Several pieces of artwork from the original Montréal Planetarium were moved after its closing and are now on display at the Rio Tinto Alcan. A statue commemorating Polish astronomer Nicolaus Copernicus is a replica of a work by Danish sculptor Bertel Thorvaldsen. Originally created for the Man the Explorer pavilion at Montreal’s Expo 67, it now stands on the grounds outside the planetarium, along with a large sundial created by Dutch artist Herman J. van der Heide, which was a gift to the city for its 325th anniversary by the citizens of Rotterdam, The Netherlands.

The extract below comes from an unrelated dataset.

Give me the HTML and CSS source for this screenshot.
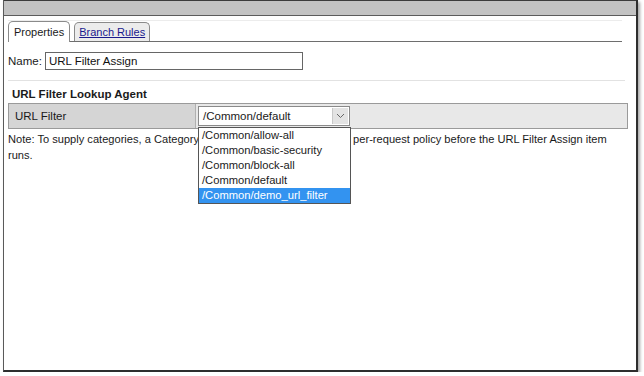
FILE: index.html
```html
<!DOCTYPE html>
<html lang="en">
<head>
    <meta charset="UTF-8">
    <meta name="viewport" content="width=device-width, initial-scale=1.0">
    <title>URL Filter Assign</title>
    <link rel="stylesheet" href="styles.css">
</head>
<body>

<div class="window">
    <div class="titlebar"></div>

    <div class="content">
        <!-- 탭 -->
        <div class="tabs">
            <span class="tab active">Properties</span>
            <a class="tab link" href="#">Branch Rules</a>
        </div>

        <div class="name-row">
            <label for="itemName">Name:</label>
            <input id="itemName" class="name-input" type="text" value="URL Filter Assign">
        </div>

        <div class="sep"></div>

        <h3 class="section-title">URL Filter Lookup Agent</h3>

        <div class="agent-row">
            <div class="cell-label">URL Filter</div>
            <div class="cell-value">
                <div class="select">
                    <span class="select-text">/Common/default</span>
                    <span class="select-btn">
                        <svg width="9" height="6" viewBox="0 0 9 6"><path d="M1 1 L4.5 4.5 L8 1" fill="none" stroke="#666" stroke-width="1"/></svg>
                    </span>
                    <!-- 열린 목록 -->
                    <ul class="options">
                        <li>/Common/allow-all</li>
                        <li>/Common/basic-security</li>
                        <li>/Common/block-all</li>
                        <li>/Common/default</li>
                        <li class="selected">/Common/demo_url_filter</li>
                    </ul>
                </div>
            </div>
        </div>

        <p class="note">Note: To supply categories, a Category Lookup item must occur in the per-request policy before the URL Filter Assign item runs.</p>
    </div>
</div>

</body>
</html>
```

FILE: styles.css
```css
body {
    margin: 0;
    background-color: #ffffff;
    font-family: "Liberation Sans", Arial, sans-serif;
    font-size: 11px;
    color: #1a1a1a;
}
/* 창 테두리 */
.window {
    margin-left: 3px;
    width: 632px;
    height: 370px;
    border-left: 1px solid #5a5a5a;
    border-right: 2px solid #2e2e2e;
    border-bottom: 2px solid #2e2e2e;
    box-shadow: 2px 2px 3px rgba(0, 0, 0, 0.35);
    display: flex;
    flex-direction: column;
}
.titlebar {
    height: 14px;
    background-color: #c3c3c3;
    border-top: 1px solid #3c3c3c;
    border-bottom: 1px solid #5c5c5c;
}
.content {
    padding: 4px 8px 0 4px;
}
/* 탭 스타일 */
.tabs {
    display: flex;
    gap: 4px;
    height: 20px;
    border-bottom: 1px solid #6e6e6e;
    margin-right: 6px;
    border-top: 1px solid #ececec;
}
.tab {
    display: flex;
    align-items: center;
    border: 1px solid #8a8a8a;
    border-bottom: none;
    border-radius: 5px 5px 0 0;
    font-size: 11px;
    height: 19px;
}
.tab.active {
    background-color: #ffffff;
    height: 20px;
    margin-bottom: -1px;
    padding: 0 5px 0 5px;
}
.tab.link {
    background-color: #ececec;
    color: #1a1a8e;
    text-decoration: underline;
    margin-top: 1px;
    height: 18px;
    padding: 0 4px;
}
.name-row {
    display: flex;
    align-items: center;
    gap: 3px;
    margin-top: 10px;
}
.name-row label {
    font-size: 11.5px;
}
.name-input {
    width: 250px;
    height: 14px;
    border: 1px solid #666;
    padding: 1px 3px;
    font-family: "Liberation Sans", Arial, sans-serif;
    font-size: 11.5px;
    color: #111;
    margin: 0;
}
.sep {
    height: 1px;
    background-color: #e2e2e2;
    margin-top: 10px;
    margin-right: 3px;
}
.section-title {
    font-size: 11.5px;
    font-weight: bold;
    margin: 5px 0 0 4px;
    height: 17px;
    line-height: 17px;
}
/* 행 */
.agent-row {
    display: flex;
    height: 24px;
    border: 1px solid #9a9a9a;
    background-color: #e8e8e8;
}
.cell-label {
    width: 180px;
    background-color: #d5d5d5;
    border-right: 1px solid #b0b0b0;
    display: flex;
    align-items: center;
    padding-left: 6px;
    font-size: 11.5px;
}
.cell-value {
    flex: 1;
    display: flex;
    align-items: center;
    padding-left: 2px;
}
.select {
    position: relative;
    width: 150px;
    height: 18px;
    background-color: #ffffff;
    border: 1px solid #8a8a8a;
    display: flex;
    align-items: center;
}
.select-text {
    flex: 1;
    padding-left: 4px;
    font-size: 11.5px;
}
.select-btn {
    width: 15px;
    height: 16px;
    background-color: #e3e3e3;
    border-left: 1px solid #c8c8c8;
    margin-right: 1px;
    display: flex;
    align-items: center;
    justify-content: center;
}
.options {
    position: absolute;
    top: 20px;
    left: -1px;
    width: 151px;
    margin: 0;
    padding: 0;
    list-style: none;
    background-color: #ffffff;
    border: 1px solid #555;
    z-index: 2;
}
.options li {
    height: 15px;
    line-height: 15px;
    padding-left: 3px;
    font-size: 11.2px;
}
.options li.selected {
    background-color: #3393f0;
    color: #ffffff;
}
.note {
    margin: 2px 0 0 0;
    line-height: 16px;
    font-size: 11.1px;
    padding-right: 4px;
}
```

Another work, The Ingot by Montreal sculptor Norman Slater, is currently on loan to the facility and is located inside. Created for the Exposition internationale de Bruxelles in 1958, the piece is made from an aluminum ingot, a material known for its highly recyclable versatility. A participatory digital artwork installation, Choreographies for Humans and Stars, adorns the facade of the building, encouraging visitors to interact with the museum with movement tracking software that affects the installation’s lighting.
Space for Life Complex
Established in 2011 as a successor to the Montreal Nature Museums organization, the Space for Life complex aims to bring together Montreal’s natural sciences museums in a sustainable, collaborative project celebrating biodiversity. Through its exhibits and its conservation, research, and education efforts, the museum complex strives to invite visitors to reimagine the connection between humans and nature. Expansions to the complex are planned through 2019, including a Grande Place common space linking the four institutions.
The complex offers a variety of educational programming, including school tours of all of the facilities and themed day camps for ages 7-14. All of the complex’s institutions are committed to ongoing biodiversity research, with an emphasis on conservation, bioengineering, sustainable development, and ecosystem management for populated areas.